Ella no contestó. Pedro advirtió que había herido a Paula con sus palabras y suavizó un poco su expresión, más cálida.


‐Hablas mucho, querida. Pero bajo esa fachada sólo hay una mujer sin experiencia. No temes perderme. Te asusta enfrentarte a la vida por tu cuenta.


Paula estaba aturdida y la cabeza bullía con un zumbido. Se acercó al jardín y se apoyó en la barandilla del porche.


‐Quizá me falte experiencia y quizá haya vivido muy protegida. Me crié en un ambiente muy distinto al tuyo. Tú has hecho lo que has querido, has viajado...


—Yo no diría que recorrer la pampa a caballo sea un viaje, precisamente ‐interrumpió Pedro‐. Y me parece que tú has hecho siempre lo que has querido. Eres la mujer más veleidosa que he conocido. Cambias de idea continuamente. Te atrae la idea de la vida sencilla, pero no podrías vivir sin todo esto. Has nacido para esta clase de vida, negrita. Perteneces a este mundo.


‐¡No sabes nada de mí! ‐replicó Paula, llena de ira.
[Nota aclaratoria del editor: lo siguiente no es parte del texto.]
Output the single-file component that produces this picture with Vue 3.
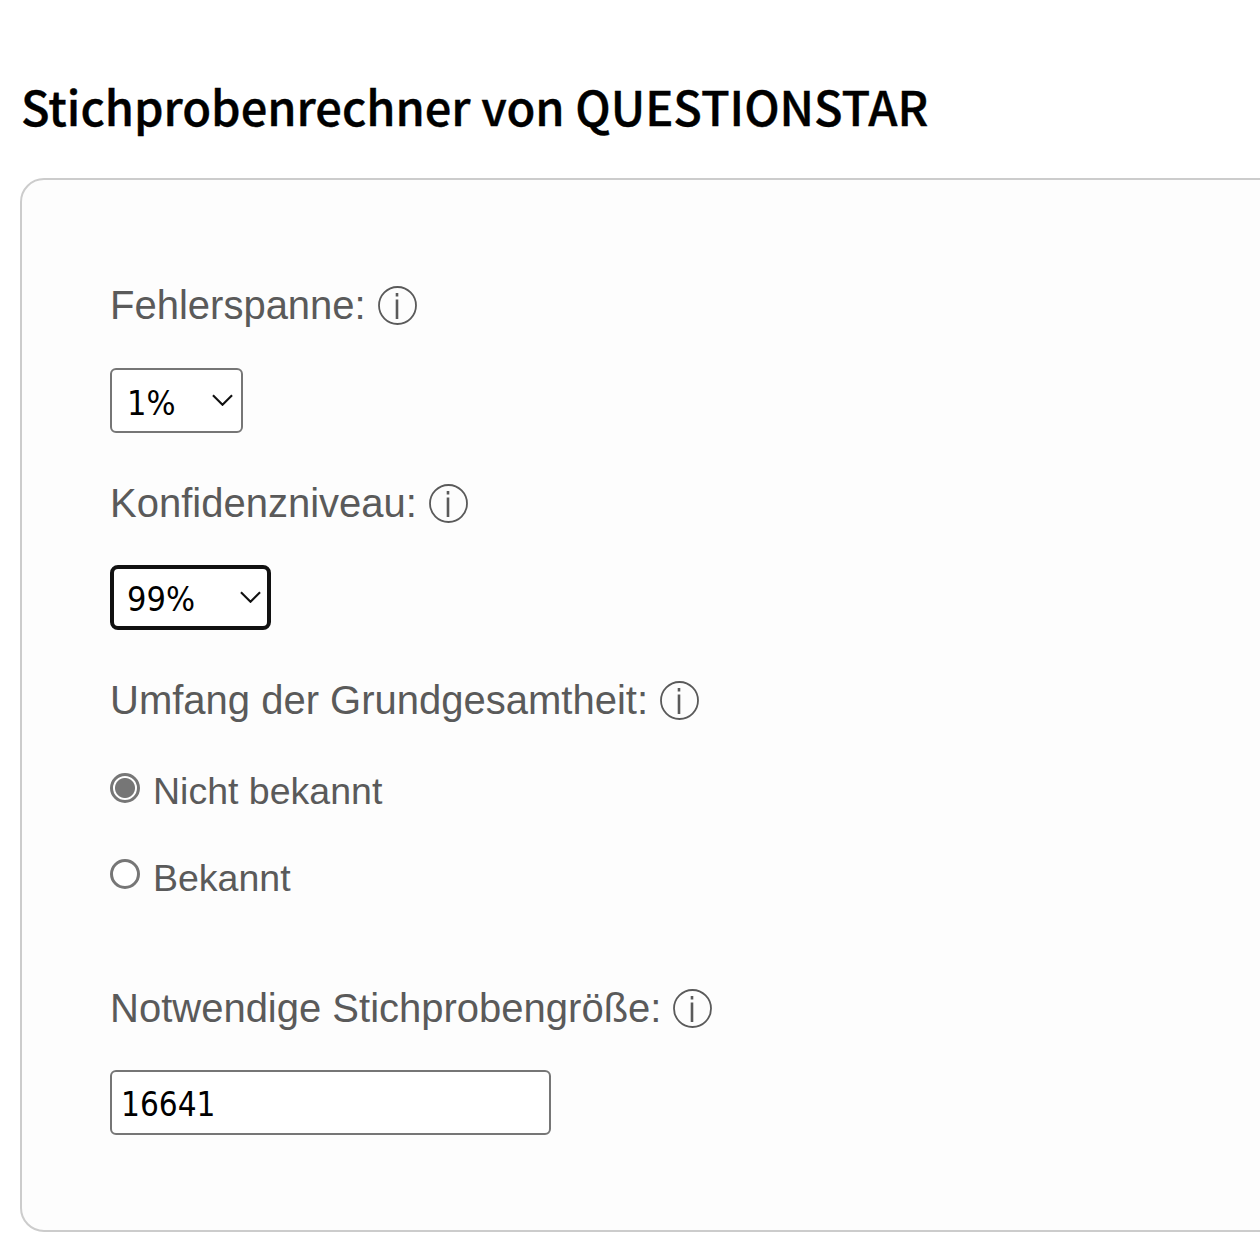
<template>
  <div class="page">
    <h1 class="title">Stichprobenrechner von QUESTIONSTAR</h1>
    <form class="card" @submit.prevent>
      <div class="label">
        <span>Fehlerspanne:</span>
        <svg class="info" viewBox="0 0 39 39"><circle cx="19.5" cy="19.5" r="18.5" /><path d="M19 13.5V33M19 7v3.5" /></svg>
      </div>
      <div class="select-wrap margin-select">
        <select v-model="margin" class="select">
          <option v-for="m in margins" :key="m">{{ m }}</option>
        </select>
        <svg class="chevron" viewBox="0 0 22 12"><path d="M1 1l10 10L21 1" /></svg>
      </div>

      <div class="label">
        <span>Konfidenzniveau:</span>
        <svg class="info" viewBox="0 0 39 39"><circle cx="19.5" cy="19.5" r="18.5" /><path d="M19 13.5V33M19 7v3.5" /></svg>
      </div>
      <div class="select-wrap level-select">
        <select v-model="level" class="select focused">
          <option v-for="l in levels" :key="l">{{ l }}</option>
        </select>
        <svg class="chevron" viewBox="0 0 22 12"><path d="M1 1l10 10L21 1" /></svg>
      </div>

      <div class="label">
        <span>Umfang der Grundgesamtheit:</span>
        <svg class="info" viewBox="0 0 39 39"><circle cx="19.5" cy="19.5" r="18.5" /><path d="M19 13.5V33M19 7v3.5" /></svg>
      </div>
      <label class="radio">
        <input v-model="known" type="radio" name="known" value="no" />
        <span>Nicht bekannt</span>
      </label>
      <label class="radio">
        <input v-model="known" type="radio" name="known" value="yes" />
        <span>Bekannt</span>
      </label>

      <div class="label result-label">
        <span>Notwendige Stichprobengröße:</span>
        <svg class="info" viewBox="0 0 39 39"><circle cx="19.5" cy="19.5" r="18.5" /><path d="M19 13.5V33M19 7v3.5" /></svg>
      </div>
      <input class="result" type="text" value="16641" />
    </form>
  </div>
</template>

<script setup>
import { ref } from 'vue'

const margins = ['1%', '2%', '3%', '5%']
const levels = ['90%', '95%', '99%']
const margin = ref('1%')
const level = ref('99%')
const known = ref('no')
</script>

<style>
html, body {
  overflow: hidden;
  background: #fff;
}
</style>

<style scoped>
.page {
  height: 1252px;
  padding: 71px 0 0 20px;
  box-sizing: border-box;
  font-family: "Liberation Sans", Arial, sans-serif;
}

.title {
  margin: 0 0 37px 1px;
  font-family: "Noto Sans CJK JP", "Noto Sans", sans-serif;
  font-size: 47px;
  font-weight: 500;
  line-height: 70px;
  color: #000;
  -webkit-text-stroke: 0.4px #000;
}

.card {
  width: 1400px;
  height: 1054px;
  box-sizing: border-box;
  padding: 104px 0 0 88px;
  background: #fdfdfd;
  border: 2px solid #ccc;
  border-radius: 24px;
}

.label {
  display: flex;
  align-items: center;
  gap: 12px;
  height: 42px;
  font-size: 40px;
  color: #5a5a5a;
}

.info {
  width: 39px;
  height: 39px;
  flex: none;
  fill: none;
  stroke: #5a5a5a;
  stroke-width: 1.8;
}

.info path {
  stroke-width: 2.6;
}

.select-wrap {
  position: relative;
  height: 65px;
  margin: 42px 0 49px;
}

.margin-select { width: 133px; }

.level-select {
  width: 161px;
  margin-top: 41px;
}

.select {
  width: 100%;
  height: 100%;
  box-sizing: border-box;
  padding: 4px 0 0 15px;
  appearance: none;
  font-family: "DejaVu Sans", sans-serif;
  font-stretch: condensed;
  font-size: 34px;
  color: #000;
  background: #fff;
  border: 2px solid #767676;
  border-radius: 6px;
}

.select.focused {
  padding: 2px 0 0 13px;
  border: 4px solid #111;
  border-radius: 8px;
}

.chevron {
  position: absolute;
  top: 26px;
  right: 10px;
  width: 21px;
  height: 12px;
  fill: none;
  stroke: #111;
  stroke-width: 2.2;
  pointer-events: none;
}

.radio {
  display: flex;
  align-items: center;
  gap: 13px;
  height: 87px;
  font-size: 37.5px;
  color: #5a5a5a;
}

.radio:first-of-type {
  margin-top: 27px;
}

.radio input {
  width: 30px;
  height: 30px;
  margin: -8px 0 0;
  appearance: none;
  background: #fff;
  border: 3px solid #767676;
  border-radius: 50%;
}

.radio + .radio input {
  margin-top: -10px;
}

.radio input:checked {
  background: radial-gradient(circle, #767676 0 9.5px, #fff 10.5px);
}

.result-label {
  margin-top: 65px;
}

.result {
  display: block;
  width: 441px;
  height: 65px;
  margin-top: 41px;
  box-sizing: border-box;
  padding: 4px 9px 0;
  font-family: "DejaVu Sans", sans-serif;
  font-stretch: condensed;
  font-size: 33px;
  color: #000;
  background: #fff;
  border: 2px solid #767676;
  border-radius: 6px;
  outline: none;
}
</style>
—Sé demasiado —contestó Pedro.


Paula se quedó quieta, junto a la barandilla. Sentía que estaba al borde del precipicio. Pero estaba atenazada. El silencio se volvió tan espeso entre ellos que Paula notó cómo se acumulaban las lágrimas en su garganta. No le gustaba a Pedro.
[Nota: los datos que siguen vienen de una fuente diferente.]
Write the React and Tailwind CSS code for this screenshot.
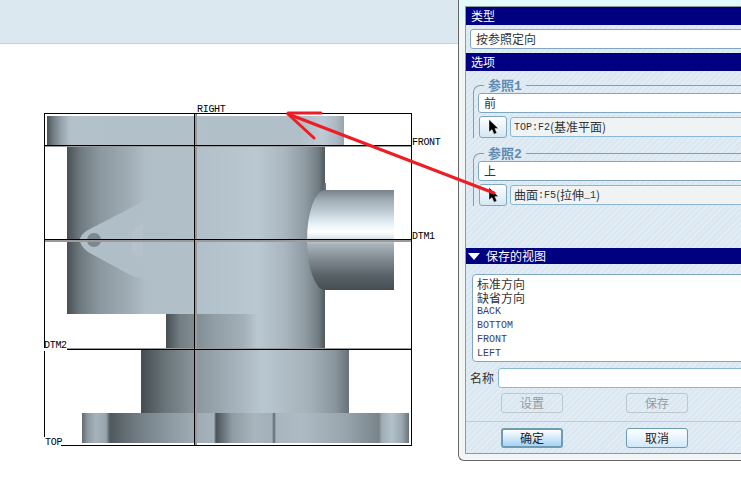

Detestaba ese silencio. Odiaba las emociones que atravesaban su mente y su cuerpo. Sentía que todo había sido una farsa basada en la pura atracción física. ¿Todo se había basado en la química del sexo?
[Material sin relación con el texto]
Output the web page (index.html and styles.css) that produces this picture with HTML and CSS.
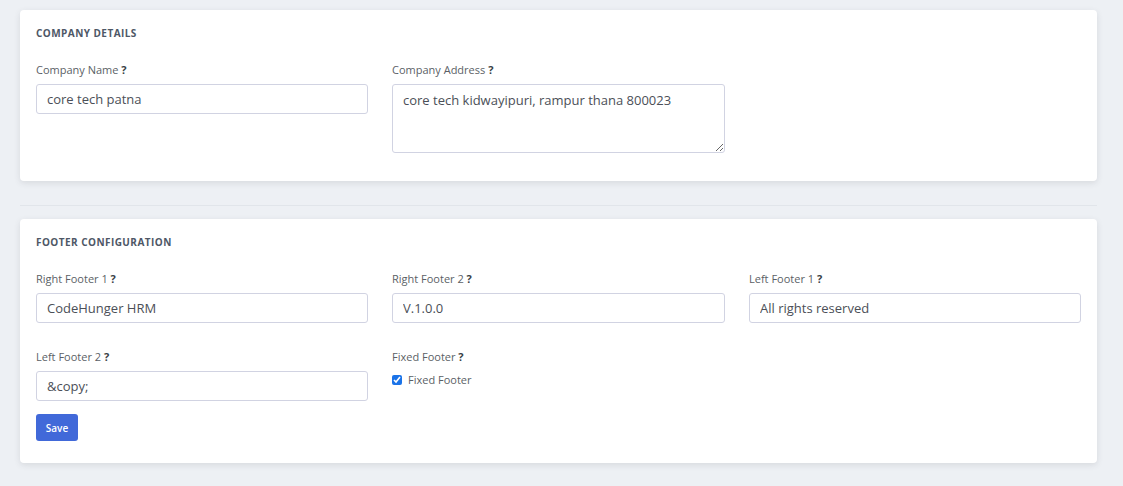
FILE: index.html
```html
<!DOCTYPE html>
<html>
<head>
<meta charset="utf-8">
<link rel="stylesheet" href="styles.css">
</head>
<body>
<div class="page">
  <section class="card card-company">
    <h6 class="card-title">Company Details</h6>
    <div class="grid">
      <div class="field">
        <label class="label">Company Name <b>?</b></label>
        <input class="input" type="text" value="core tech patna">
      </div>
      <div class="field">
        <label class="label">Company Address <b>?</b></label>
        <textarea class="input textarea">core tech kidwayipuri, rampur thana 800023</textarea>
      </div>
    </div>
  </section>
  <hr class="divider">
  <section class="card card-footer">
    <h6 class="card-title">Footer Configuration</h6>
    <div class="grid">
      <div class="field">
        <label class="label">Right Footer 1 <b>?</b></label>
        <input class="input" type="text" value="CodeHunger HRM">
      </div>
      <div class="field">
        <label class="label">Right Footer 2 <b>?</b></label>
        <input class="input" type="text" value="V.1.0.0">
      </div>
      <div class="field">
        <label class="label">Left Footer 1 <b>?</b></label>
        <input class="input" type="text" value="All rights reserved">
      </div>
      <div class="field">
        <label class="label">Left Footer 2 <b>?</b></label>
        <input class="input" type="text" value="&amp;copy;">
      </div>
      <div class="field">
        <label class="label">Fixed Footer <b>?</b></label>
        <label class="check"><input type="checkbox" checked class="checkbox"> Fixed Footer</label>
      </div>
    </div>
    <button class="btn" type="button">Save</button>
  </section>
</div>
</body>
</html>
```
FILE: styles.css
```css
* { box-sizing: border-box; }
html, body { margin: 0; padding: 0; }
body {
  background: #edf0f4;
  font-family: "Open Sans", "Noto Sans", sans-serif;
  color: #5a5c69;
  width: 1123px;
  height: 486px;
  overflow: hidden;
}
.page {
  padding: 10px 26px 0 20px;
}
.card {
  background: #fff;
  border-radius: 4px;
  box-shadow: 0 2px 6px rgba(58, 59, 69, 0.12);
  padding: 16px 16px 0 16px;
}
.card-company { padding-bottom: 28px; }
.card-footer { padding-bottom: 22px; }
.card-title {
  margin: 0 0 22px 0;
  font-size: 10px;
  line-height: 14px;
  font-weight: 700;
  text-transform: uppercase;
  color: #4e5766;
  letter-spacing: 0.45px;
}
.grid {
  display: grid;
  grid-template-columns: 332px 333px 332px;
  column-gap: 24px;
  row-gap: 26px;
}
.field { display: flex; flex-direction: column; align-items: flex-start; }
.label {
  font-size: 11px;
  line-height: 16px;
  color: #5b5f66;
  margin-bottom: 6px;
}
.label b { color: #3a3f46; font-weight: 700; }
.input {
  width: 100%;
  height: 30px;
  border: 1px solid #d1d3e2;
  border-radius: 3px;
  padding: 0 10px;
  font-family: "Open Sans", "Noto Sans", sans-serif;
  font-size: 13px;
  color: #4b4f57;
  background: #fff;
  outline: none;
}
.textarea {
  height: 69px;
  padding: 6px 10px;
  resize: vertical;
  line-height: 18px;
}
.check {
  display: flex;
  align-items: center;
  gap: 6px;
  font-size: 11px;
  line-height: 16px;
  color: #5b5f66;
  margin-top: 1px;
}
.checkbox {
  margin: 0;
  width: 10px;
  height: 10px;
  accent-color: #1a73e8;
}
.divider {
  border: 0;
  border-top: 1px solid #e1e5ea;
  margin: 24px 0 13px 0;
}
.btn {
  margin-top: 13px;
  background: #4169d9;
  color: #fff;
  border: 0;
  border-radius: 3px;
  width: 42px;
  height: 27px;
  font-family: "Open Sans", "Noto Sans", sans-serif;
  font-size: 10px;
  font-weight: 600;
  padding: 0;
}
```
Paula miró más allá de Pedro. La mansión de muros altos se elevaba a su espalda y el sonido del agua en las fuentes acariciaba sus oídos. Pero Pedro no tenía razón. Su relación era auténtica y estaba llena de sentimientos. Y eso era el amor.


Cerró los puños con fuerza, decidida a ocultar su miedo.


‐Es muy fácil criticarme. Conoces mi vida y mi pasado. Yo, en cambio, no tengo esa ventaja. No sé nada de tu casa, tu familia y tu mundo. Sólo sé que renunciaste a tu libertad para casarte conmigo. Me hubiera gustado conocer tu pasado.


‐No es vida para una mujer.


‐Quizá no sea india ni pertenezca a las montañas ‐dijo Paula‐. Pero no soy una debilucha. Sé montar a caballo, puedo acampar y cocinar al aire libre...


—Nuestra vida no consiste en ir de acampada.


‐Vas a ponérmelo difícil, ¿verdad?


‐Tú eres la amante de los retos ‐señaló con una carcajada‐. Todo tiene que resultar difícil, intenso, exigente.


‐Siempre has sido un jugador, Pedro. Apuesta por mí ‐dijo, decidida a darlo todo para recuperarlo‐. Llévame contigo cuando vuelvas a tu tierra en dos días. Enséñame dónde naciste y dónde te educaste. Quiero conocerte mejor y me gustaría que me presentaras a tu familia. Significaría mucho para mí. Ya sé que tu padre falleció el año pasado, pero quisiera conocer a tu madre, tu hermano... y tus amigos.


‐Ya no queda casi nadie en el pueblo ‐dijo‐. Es un sitio pobre, pequeño, aburrido.


‐¿Dejarás que lo juzgue por mí misma?


‐El acceso es complicado y estás convaleciente.


‐Ya sabes que estoy mucho mejor. Llama al doctor Domínguez ‐sugirió, consciente de que tenía la batalla perdida‐. No te pido la luna, Pedro. Sólo quiero acompañarte. Además, será divertido. Habrá cosas nuevas.


‐Entonces vete a un crucero. Hay barcos muy bonitos y navegan por puertos muy seguros. No hay peligro y no hay problemas.


‐Eso es muy cruel.


‐Sólo intento ser honesto ‐apuntó Pedro.


Paula no tenía más argumentos. Sólo le quedaba una última baza, desesperada.


‐Si me amas, Pedro. Si alguna vez me has amado... ‐advirtió la amenaza en el gesto adusto de Pedro‐. Si me amaste, me llevarás contigo.


Pedro levantó la vista lentamente. Su mirada era tan intensa que veía su propio reflejo en la negrura de sus pupilas.


‐¿Quieres acompañarme? ‐la voz sonó cáustica—. De acuerdo, irás. Saldremos mañana.